En inventant un nouveau langage pour se rappeler, en cherchant à s’éloigner de leur histoire que David a préféré oublier, que David ne veut pas retrouver surtout, ces deux âmes errantes finissent par retrouver leurs vielles habitudes. Pourtant, Jeanne s’en écarte quand David se heurte une nouvelle fois à leur souvenir mais avec la brûlure d’une première fois violente puisqu’il avait tout oublier. Sans faire de morale, sans trop transgresser non plus, Téchiné raconte de nouveau l’histoire de roseaux sauvages que la vie ne parvient pas à dompter. Baignés dans une lumière presque expressionniste – André Téchiné ne travaille pas cette fois avec Julien Hirsh à la photographie, mais Georges Lechaptois – les deux personnages sont plongés dans la vie, la réalité, les souffrances, mais parviennent à déconfiner leurs esprits, à s’ouvrir. André Téchiné leur offre une belle porte de sortie, une nouvelle façon de vivre comme un frère et une sœur, de se parler, de se regarder et de se libérer l’un de l’autre.  Noémie Merlant dessine dans le film des petites touches subtiles qui la conduisent vers une nouvelle lumière, une nouvelle façon aussi de se mouvoir, plus impériale, moins renfermée. Quant à Benjamin Voisin, il offre un personnage blessé, à vif, presque un animal frondeur dont les sentiments le dépassent, l’enchaînent et qui apprend, lui aussi, à se mouvoir autrement, à dire d’autres mots et accepter un « non », à construire différemment.

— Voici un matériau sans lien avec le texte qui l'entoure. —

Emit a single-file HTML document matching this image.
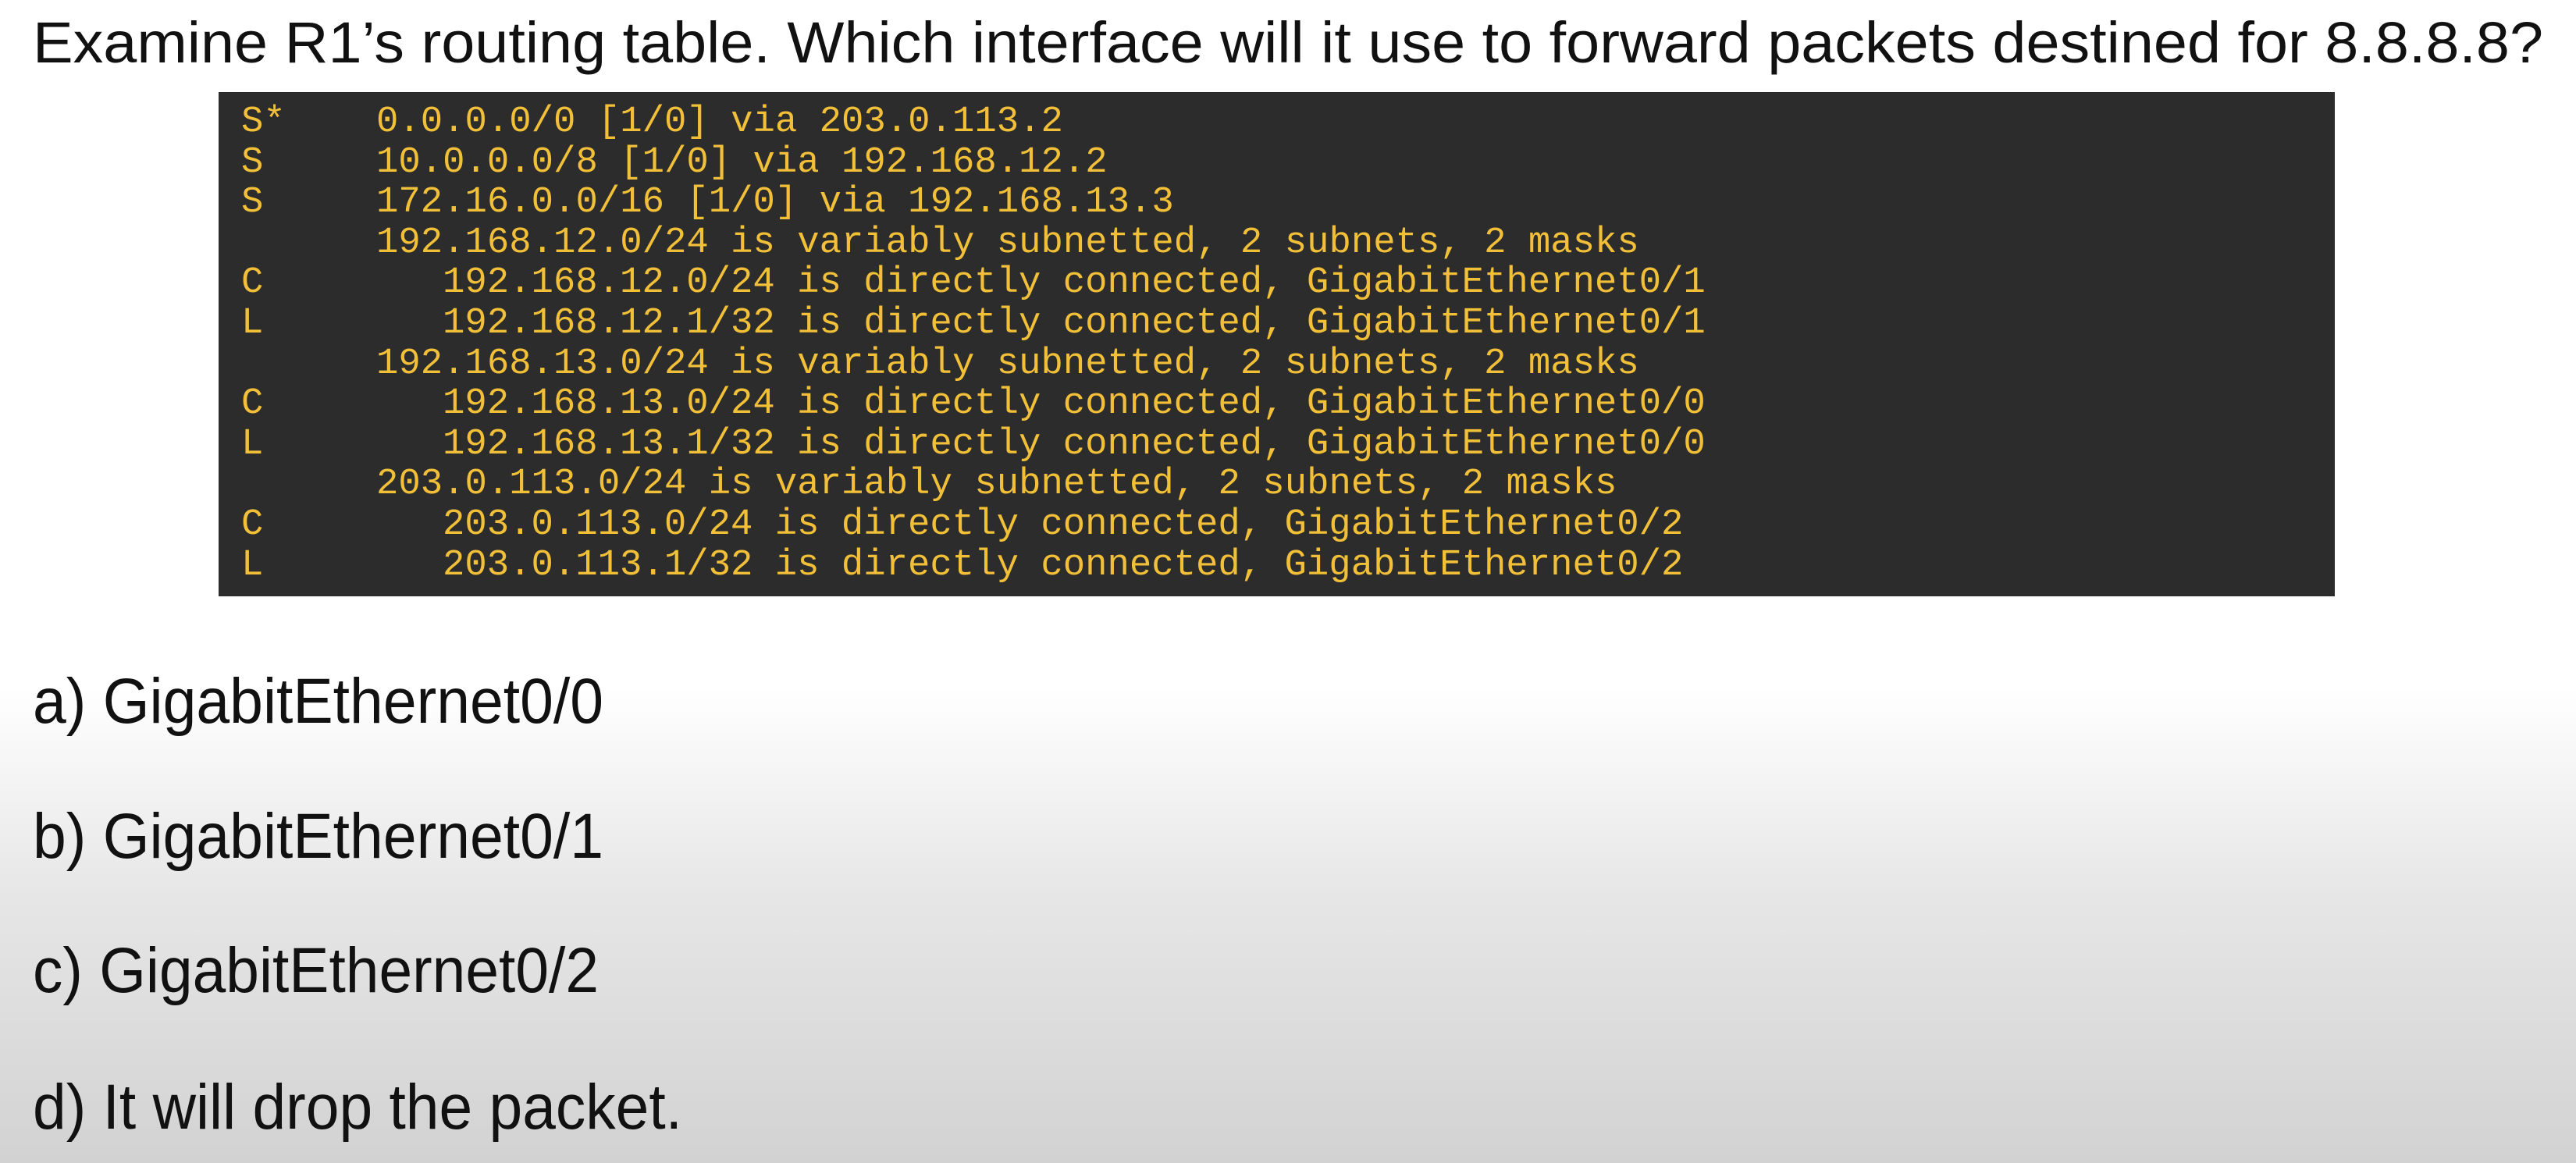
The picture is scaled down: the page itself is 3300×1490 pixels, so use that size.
<!DOCTYPE html>
<html><head><meta charset="utf-8">
<style>
html,body{margin:0;padding:0;}
body{width:3300px;height:1490px;overflow:hidden;background:linear-gradient(180deg,#ffffff 0px,#ffffff 880px,#e6e6e6 1150px,#d2d2d2 1490px);}
svg{display:block;}
</style></head>
<body>
<svg width="3300" height="1490" viewBox="0 0 3300 1490" xmlns="http://www.w3.org/2000/svg">
<text x="42" y="80" font-family="Liberation Sans, Arial, sans-serif" font-size="74" fill="#111" textLength="3216" lengthAdjust="spacingAndGlyphs">Examine R1’s routing table. Which interface will it use to forward packets destined for 8.8.8.8?</text>
<rect x="280" y="118" width="2711" height="646" fill="#2c2c2c"/>
<g font-family="Liberation Mono, monospace" font-size="47.3" fill="#f2c038" xml:space="preserve">
<text x="309" y="168">S*</text><text x="482" y="168">0.0.0.0/0 [1/0] via 203.0.113.2</text>
<text x="309" y="220">S</text><text x="482" y="220">10.0.0.0/8 [1/0] via 192.168.12.2</text>
<text x="309" y="271">S</text><text x="482" y="271">172.16.0.0/16 [1/0] via 192.168.13.3</text>
<text x="482" y="323">192.168.12.0/24 is variably subnetted, 2 subnets, 2 masks</text>
<text x="309" y="374">C</text><text x="567" y="374">192.168.12.0/24 is directly connected, GigabitEthernet0/1</text>
<text x="309" y="426">L</text><text x="567" y="426">192.168.12.1/32 is directly connected, GigabitEthernet0/1</text>
<text x="482" y="478">192.168.13.0/24 is variably subnetted, 2 subnets, 2 masks</text>
<text x="309" y="529">C</text><text x="567" y="529">192.168.13.0/24 is directly connected, GigabitEthernet0/0</text>
<text x="309" y="581">L</text><text x="567" y="581">192.168.13.1/32 is directly connected, GigabitEthernet0/0</text>
<text x="482" y="632">203.0.113.0/24 is variably subnetted, 2 subnets, 2 masks</text>
<text x="309" y="684">C</text><text x="567" y="684">203.0.113.0/24 is directly connected, GigabitEthernet0/2</text>
<text x="309" y="736">L</text><text x="567" y="736">203.0.113.1/32 is directly connected, GigabitEthernet0/2</text>
</g>
<g font-family="Liberation Sans, Arial, sans-serif" font-size="82" fill="#111">
<text x="42" y="926" textLength="731" lengthAdjust="spacingAndGlyphs">a) GigabitEthernet0/0</text>
<text x="42" y="1099" textLength="731" lengthAdjust="spacingAndGlyphs">b) GigabitEthernet0/1</text>
<text x="42" y="1271" textLength="725" lengthAdjust="spacingAndGlyphs">c) GigabitEthernet0/2</text>
<text x="42" y="1446" textLength="832" lengthAdjust="spacingAndGlyphs">d) It will drop the packet.</text>
</g>
</svg>
</body></html>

En s’intéressant aux corps, aux regards, à cette relation fusionnelle qu’il ne condamne jamais mais raconte par des gestes, des souvenirs inutiles car seul l’avenir comptent, André Téchiné offre un bel écrin à ses deux personnages, à ses deux acteurs, mais peine à faire réellement décoller son film, à trouver un vrai rythme, un vrai souffle. La faute à des personnages secondaires qui ne parviennent pas à exister franchement face à ces âmes sœurs qui écrasent tout ce qui existe en dehors d’elles et surtout à un scénario qui peine à prendre de la hauteur, et se veut parfois trop démonstratif, malgré de beaux moments libres et sauvages.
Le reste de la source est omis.